The Minister of Works and Transport Monica Azuba Ntege yesterday said in Kampala that RVR’s contract would be terminated today, having given the concessionaire notice of the intention to do the same some time back.

“The performance of RVR concession has remained unsatisfactory and is due for termination in September,” Minister Azuba said while addressing participants at the Cabinet Retreat yesterday, where ministers were presenting annual performance reports for 2016/17.

The minister said RVR had failed to invest in the assets acquired as agreed in the contract signed in the year 2006, for duration of 25 years. She added that government intends to invest in the railway now that RVR has failed.

“After the termination of the concessionaire, URC will invest in the track, rolling stock and human resource to revamp railway operations,” Azuba said.

According to government, RVR has since the signing violated the contract terms despite several reminders to rectify the errors. RVR had been given three-month ultimatum to implement the contract terms or else face a termination of its concession by the two partner states Uganda and Kenya. Kenya recently terminated the contract.

RVR was to rehabilitate, operate and maintain the rail networks as one railway system so as to improve the management, operation and financial performance of the two rail networks in a coordinated manner.

But it appears the company has failed to raise US$150 million to revamp the existing railway infrastructure. Uganda wants to develop the Standard Gauge Railway line as Kenya has completed the Mombasa-Nairobi standard gauge railway route.

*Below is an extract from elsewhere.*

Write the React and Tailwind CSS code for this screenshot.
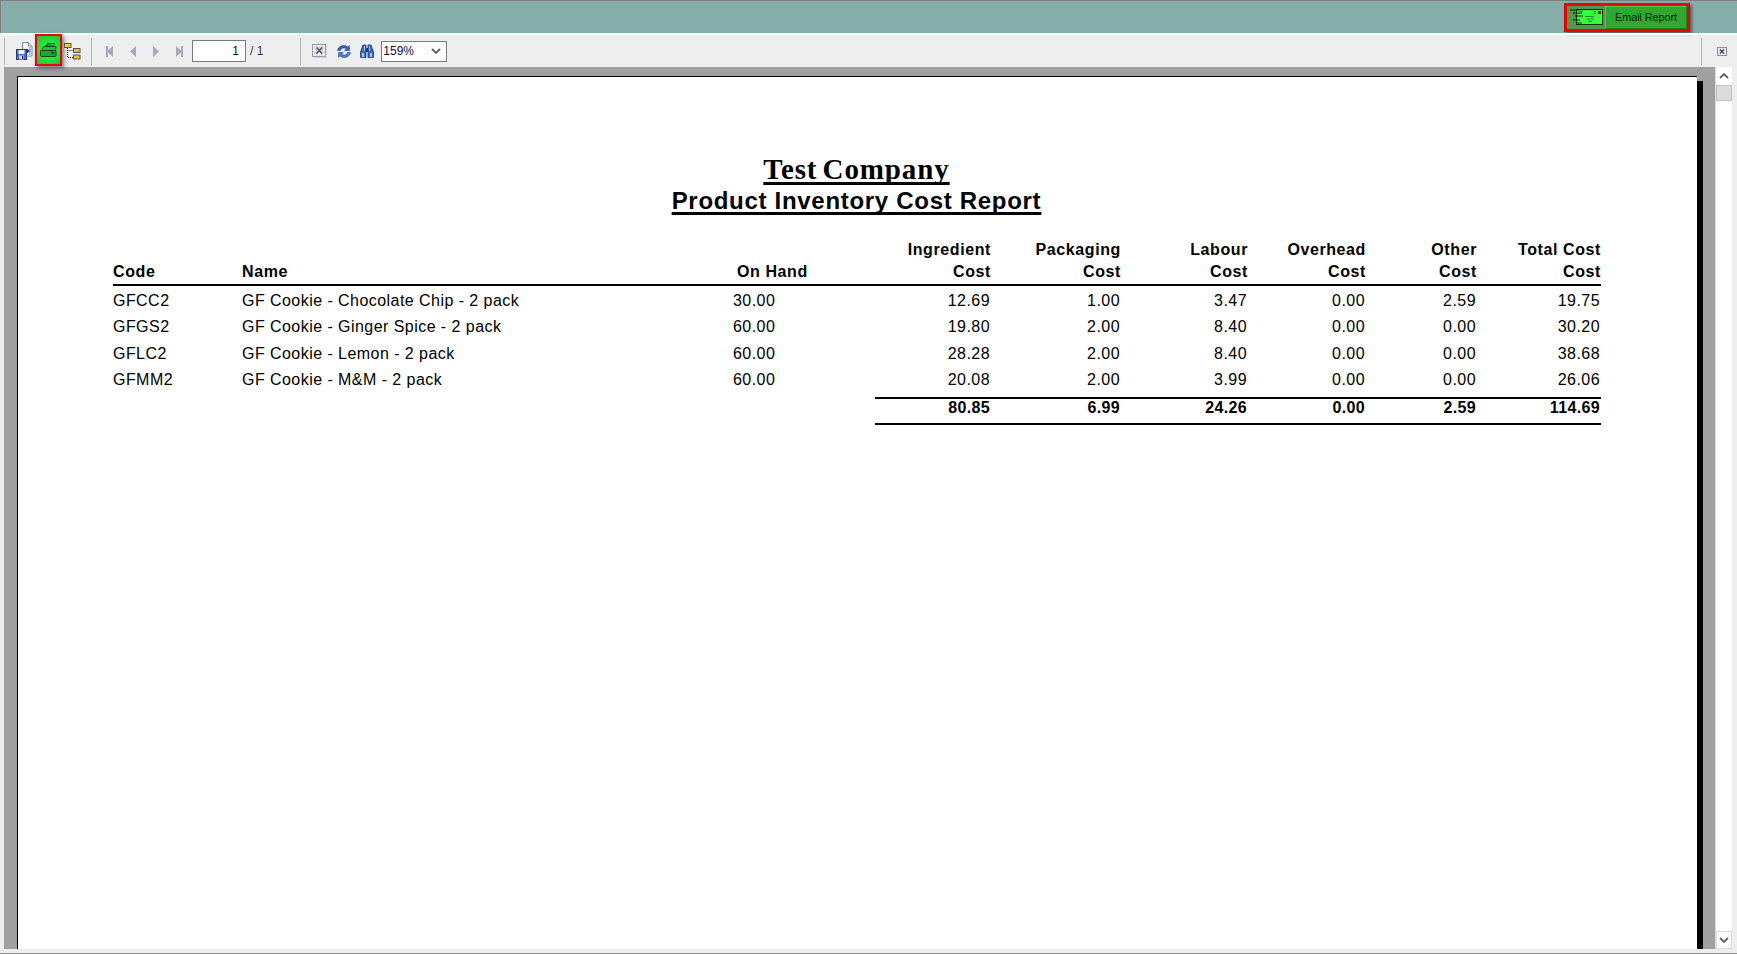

RVR system has 219 locomotives (175 in Kenya and 44 in Uganda) and approximately 7500 wagons and three water ferries (6000 wagons and one ferry in Kenya and 1433 wagons and two ferries in Uganda).

And on June 8, while presenting the country’s Shs 29 trillion 2017-18 national budget, Uganda’s Finance, Planning and Economic Development Minister Matia Kasaija told the Parliament that the management of the Uganda railway would revert to the Uganda Railways Corporation (URC).

The concession system included about 87% and 35% of KRC’s and URC’s railway networks respectively. The railway network comprises of the main line from Kenya to Uganda, which runs from Mombasa through Nairobi, Nakuru, Eldoret, Malaba, Jinja, and Kampala to Kasese in western Uganda (a distance of approximately 1660 km). A branch line runs from Nakuru to Kisumu on Lake Victoria (217 km), from where there is a wagon ferry link with Jinja and Port Bell in Kampala.

Though legally separate, the objective of the joint concession process was to seamlessly operate the two concessions as one railway system. This was particularly important for Uganda, a landlocked country, which depends on the Kenyan port of Mombasa for sea access.

RVR was supposed to embark on an investment program which would include rehabilitation of the track to allow safe passage of trains at designed speed, upgrading and modernisation of the locomotive fleet, rehabilitation of the rolling stock, purchase of new locomotives and wagons, renovations of buildings, workshops, depots and machinery, and installation of new information technology systems.

The investment program, when implemented, was expected to create significant economic and social benefits in both Kenya and Uganda, would also ensure more effective transportation of freight and passengers.